Second, I interviewed Dr. Halpin.  Although he studies American history in the twentieth century, he is interested in race and class, which are key parts of my potential thesis topic.  I again introduced my topic, and he felt like it was very interesting and could be a good thesis.  We then discussed the importance of race to the disfranchisement of African Americans, and he pointed me to some books that might provide a framework that I could emulate.  He admitted that, while interested in the nineteenth century, he did not have a full knowledge of the secondary literature, but he felt like the questions I hope to answer in my thesis are similar to questions in the twentieth-century literature he is familiar with.  Dr. Halpin has no scheduling conflict and would be happy to be my advisor.

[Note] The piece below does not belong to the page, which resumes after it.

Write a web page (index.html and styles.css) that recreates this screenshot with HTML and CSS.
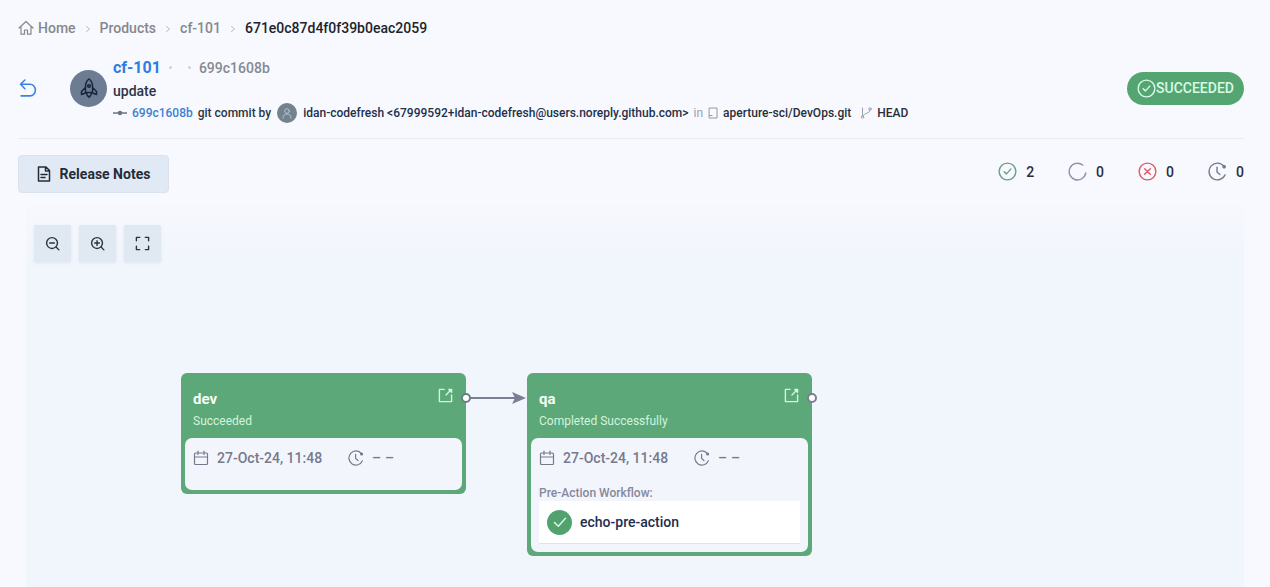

Third, I met with Dr. Quigley also because of his expertise in the nineteenth century and familiarization with Jacksonian America.  We had a really great meeting, and he spent a lot of time brainstorming with me about primary sources, a secondary literature, and how my thesis would help me get in to a Ph.D. program.  After discussing my topic, he warned that I probably should look at the disfranchisement of African Americans in Tennessee and North Carolina in such a way that was not simply the outdated mode of political history of only looking at the actions of white elites.  He suggested that while the actions of white delegates in the constitutional conventions are certainly important, the best research could be done to see the reasons for disfranchising blacks and the aftermath of such a decision at the ground level, meaning how ordinary people, both white and black, responded.  He thought my three frameworks of race, citizenship, and politics were good ways to look at the topic and that they were all interrelated.  I talked to him about my attempt to find good primary sources, and he pointed out that voting rolls and newspapers around election dates might have some good information.  In the meeting, I got the impression that Dr. Quigley knew the secondary literature very well, as he suggested many books that could be helpful in shaping my ideas.  He thought my topic had potential and agreed to be my advisor.